If the House at great moments of crisis tends to resemble a student debating hall, the Senate is very much the upper common room: clubby, cloaked in traditions thatr can make the House of Commons seem ultra-modern, and above all imbued with a sense of its own self- importance.

"The greatest deliberative body on earth," it was once fond of calling itself, until an all-too-visible lack of deliberative skills turned the phrase into a parody. But the illusion persists. All 100 senators look into the mirror each morning and see a future president, it is said. Although nobody from its ranks has been elected to the Presidency since John F Kennedy in 1960, the Senate usually provides the bulk of putative candidates for the nomination.

It is a place of arcane and seemingly immutable rules, yet of procedures that can be subtly modified to suit the hour. Unlike the electronic voting system in the 435-member House, Senate votes are still conducted by roll call: "Mr Kennedy ... Aye, Mr Kerry ... Aye" (or "No" as the case may be). Such is the plodding pace of democracy in the upper chamber.

The clerk will go through the list several times. One by one figures laden with appropriate gravitas move to the bar to record their vote. After- wards they stand by in small huddles, as at a discreet cocktail party. The soft hum of conversation is inaudible by the time it reaches the galleries above.

Fireworks, not surprisingly, are rare. To be sure, great occasions always possess their drama, and so it will be in the impeachment trial. But the very arrangement of the furniture seems designed to extract the passion from of the place. The senator has no bench but a desk-cum-lecturn.

C-Span, the television channel that carries Senate proceedings in their entirety, must also keep its camera fixed on the speaker. Panning shots are barred - for the simple reason viewers would otherwise see that this temple of democracy, apart from him, is usually empty.

But if America's political temperature needs lowering, the Senate is the perfect forum. Its members face election only every six years, compared with every other year for Representatives. Even the fieriest recruit from the House, after a few attempts to liven things up, soon hears the tut- tutting of his peers and acquires the proper decorum.

The Senate, moreover, could never pass anything as contentious as an article of impeachment as narrowly as the 221 to 212 vote that "indicted" Mr Clinton for obstruction of justice.

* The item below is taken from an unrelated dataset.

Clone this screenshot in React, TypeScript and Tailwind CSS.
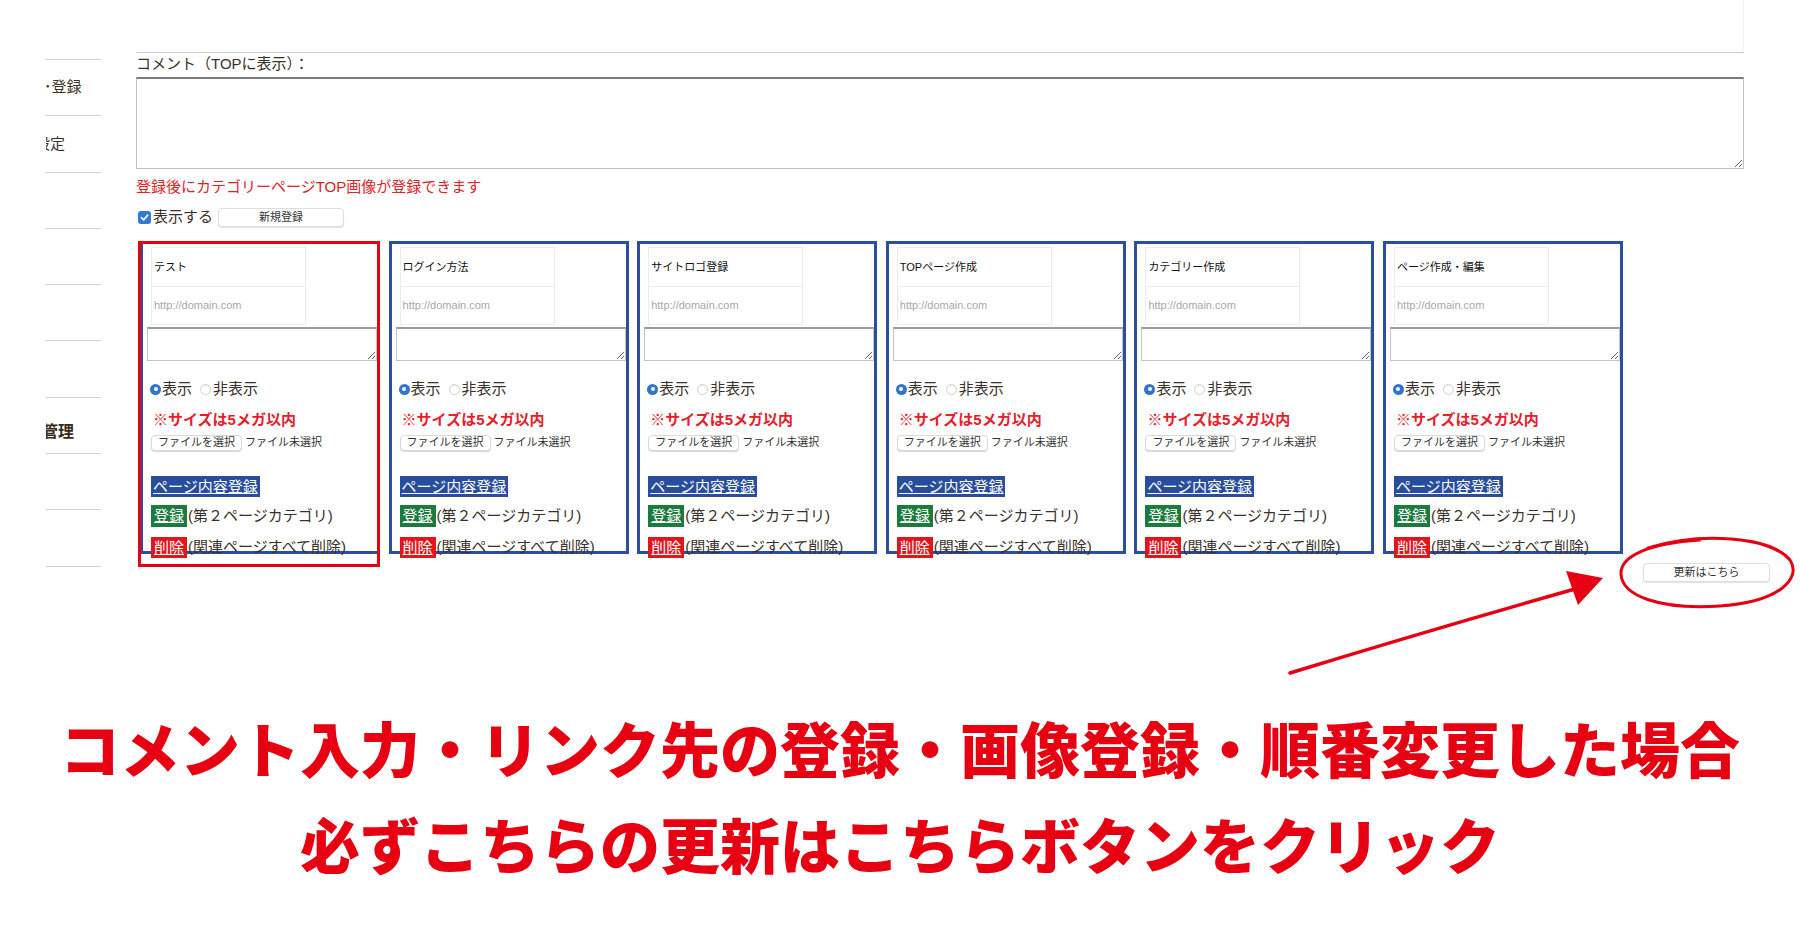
import React from "react";

const cards = [
  "テスト",
  "ログイン方法",
  "サイトロゴ登録",
  "TOPページ作成",
  "カテゴリー作成",
  "ページ作成・編集",
];

function Radio({ checked, className = "" }: { checked?: boolean; className?: string }) {
  if (checked) {
    return (
      <span className={`w-[11px] h-[11px] rounded-full bg-[#2f74d0] flex items-center justify-center shrink-0 ${className}`}>
        <span className="block w-[4px] h-[4px] rounded-full bg-white" />
      </span>
    );
  }
  return (
    <span
      className={`block w-[11px] h-[11px] rounded-full border border-[#d4d4d4] bg-white shadow-[inset_0_1px_1px_rgba(0,0,0,0.08)] shrink-0 ${className}`}
    />
  );
}

function Card({ title }: { title: string }) {
  return (
    <div className="w-[240px] h-[313px] shrink-0 border-[3px] border-[#2b4f9f] bg-white">
      <div className="mt-[3px] ml-[8px] w-[155px]">
        <div className="h-[40px] border border-[#ececec] flex items-center px-[2px] text-[11px] text-[#111]">
          {title}
        </div>
        <div className="h-[38px] border border-t-0 border-[#ececec] flex items-center px-[2px] text-[11px] text-[#a8a8a8]">
          http://domain.com
        </div>
      </div>
      <textarea className="block mt-[2px] ml-[4px] w-[230px] h-[34px] border border-[#c4c4c4] border-t-2 border-t-[#9c9c9c] bg-white" />
      <div className="mt-[18px] ml-[7px] h-[20px] flex items-center text-[15px] text-[#3a322a]">
        <Radio checked />
        <span className="ml-[1px]">表示</span>
        <Radio className="ml-[8px]" />
        <span className="ml-[2px]">非表示</span>
      </div>
      <div className="mt-[11px] ml-[10px] h-[20px] flex items-center text-[15px] font-bold text-[#e5202a]">
        ※サイズは5メガ以内
      </div>
      <div className="mt-[4px] ml-[8px] h-[17px] flex items-center text-[11px] text-[#333]">
        <span className="h-[16px] w-[91px] rounded-[4px] bg-white border border-[#dadada] shadow-[0_1px_1px_rgba(0,0,0,0.15)] flex items-center justify-center">
          ファイルを選択
        </span>
        <span className="ml-[3px]">ファイル未選択</span>
      </div>
      <div className="mt-[25px] ml-[8px] h-[21px] w-fit bg-[#284d9c] px-[2px] text-[15px] leading-[21px] text-white underline">
        ページ内容登録
      </div>
      <div className="mt-[8px] ml-[8px] h-[22px] flex items-center text-[15px]">
        <span className="bg-[#1b7a3d] px-[3px] leading-[22px] text-white underline">登録</span>
        <span className="ml-[1px] text-[#3a322a]">(第２ページカテゴリ)</span>
      </div>
      <div className="mt-[10px] ml-[8px] h-[21px] flex items-center text-[15px]">
        <span className="bg-[#e2151d] px-[3px] leading-[21px] text-white underline">削除</span>
        <span className="ml-[1px] text-[#3a322a]">(関連ページすべて削除)</span>
      </div>
    </div>
  );
}

export default function App() {
  return (
    <div className="relative w-[1800px] h-[950px] overflow-hidden bg-white font-['Liberation_Sans','Noto_Sans_CJK_JP',sans-serif] text-[#3a322a]">
      <div className="flex items-start">
        {/* sidebar */}
        <div className="ml-[46px] mt-[59px] w-[55px] shrink-0 border-t border-[#d2d2d2] text-[15px]">
          <div className="h-[56.3px] border-b border-[#d2d2d2] flex items-center overflow-hidden whitespace-nowrap">
            <span className="-ml-[2px]">･登録</span>
          </div>
          <div className="h-[56.3px] border-b border-[#d2d2d2] flex items-center overflow-hidden whitespace-nowrap">
            <span className="-ml-[11px]">設定</span>
          </div>
          <div className="h-[56.3px] border-b border-[#d2d2d2]" />
          <div className="h-[56.3px] border-b border-[#d2d2d2]" />
          <div className="h-[56.3px] border-b border-[#d2d2d2]" />
          <div className="h-[56.3px] border-b border-[#d2d2d2]" />
          <div className="h-[56.3px] border-b border-[#d2d2d2] flex items-center pt-[14px] overflow-hidden whitespace-nowrap">
            <span className="-ml-[4px] text-[16px] font-bold text-[#3b2a18]">管理</span>
          </div>
          <div className="h-[56.3px] border-b border-[#d2d2d2]" />
          <div className="h-[56.3px] border-b border-[#d2d2d2] flex items-center overflow-hidden whitespace-nowrap">
            <span className="-ml-[8px] text-[13px]">：</span>
          </div>
        </div>

        {/* main */}
        <div className="ml-[35px] w-[1608px] shrink-0">
          <div className="h-[53px] border-b border-[#c8c8c8] border-r border-r-[#f2f2f2]" />
          <div className="h-[22px] leading-[22px] text-[15px] text-[#3a322a]">コメント（TOPに表示）：</div>
          <textarea className="block mt-[2px] w-full h-[92px] border border-[#c2c2c2] border-t-2 border-t-[#7a7a7a] bg-white" />
          <div className="mt-[7px] h-[22px] leading-[22px] text-[15px] text-[#e0232b]">
            登録後にカテゴリーページTOP画像が登録できます
          </div>
          <div className="mt-[9px] h-[20px] flex items-center text-[15px]">
            <span className="ml-[2px] w-[13px] h-[13px] rounded-[3px] bg-[#3079d6] flex items-center justify-center">
              <svg width="9" height="9" viewBox="0 0 10 10">
                <path d="M1.5 5.2 L4 7.6 L8.6 2.4" fill="none" stroke="#fff" strokeWidth="1.8" strokeLinecap="round" strokeLinejoin="round" />
              </svg>
            </span>
            <span className="ml-[2px]">表示する</span>
            <span className="ml-[5px] h-[19px] w-[126px] rounded-[4px] bg-white border border-[#dedede] shadow-[0_1px_1px_rgba(0,0,0,0.12)] flex items-center justify-center text-[11px] text-[#333]">
              新規登録
            </span>
          </div>
          <div className="mt-[14px] ml-[4px] flex gap-[8.6px]">
            {cards.map((c, i) =>
              i === 0 ? (
                <div key={c} className="relative">
                  <Card title={c} />
                  <div className="absolute -left-[2px] top-0 w-[242px] h-[326px] border-[3px] border-[#e60012]" />
                </div>
              ) : (
                <Card key={c} title={c} />
              )
            )}
          </div>
          <div className="mt-[9px] -mr-[26px] flex justify-end">
            <span className="h-[19px] w-[127px] rounded-[4px] bg-white border border-[#dedede] shadow-[0_1px_1px_rgba(0,0,0,0.12)] flex items-center justify-center text-[11px] text-[#333]">
              更新はこちら
            </span>
          </div>
        </div>
      </div>

      <div className="mt-[117px] text-center whitespace-nowrap font-['Noto_Sans_CJK_JP',sans-serif] font-black text-[60px] leading-[96px] text-[#e60012]">
        <p>コメント入力・リンク先の登録・画像登録・順番変更した場合</p>
        <p>必ずこちらの更新はこちらボタンをクリック</p>
      </div>

      {/* annotations */}
      <svg className="absolute left-0 top-0 pointer-events-none" width="1800" height="950" viewBox="0 0 1800 950">
        <path d="M1290 673 Q1430 630 1582 587" fill="none" stroke="#e60012" strokeWidth="3.5" strokeLinecap="round" />
        <polygon points="1566,571 1603,578 1578,605" fill="#e60012" />
        <path
          d="M1648 548 C1700 532 1770 536 1790 560 C1802 578 1780 602 1720 606 C1660 610 1622 596 1621 574 C1620 556 1650 543 1700 540"
          fill="none"
          stroke="#e60012"
          strokeWidth="3"
          strokeLinecap="round"
        />
      </svg>
    </div>
  );
}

It needs a 60 per cent majority, or 60 votes, even to end a filibuster and secure a guillotine. And no less than two-thirds, or 67 votes, are needed for an impeachment conviction, or to overturn a presidential veto.

On the face of things, therefore, Mr Clinton looks safe; even if all 55 Republicans voted unanimously, 12 Democrats would have to defect if he is to be driven from office. At any point they could stop the trial.

Senators, however, are less inclined to follow the party whip, and this is a process through uncharted waters. The last time a President underwent an impeachment trial was in 1868. But that America, when Andrew Johnson escaped eviction from office by just one vote, was an utterly different place.

It included just 37 states, compared with 50 today. Communications were in their infancy, the West was largely virgin land. Eight years later, General George Armstrong Custer was defeated at the Little Big Horn.

Impeachment was a novelty then. Even for the 100 wise men of Capitol Hill, it still is today.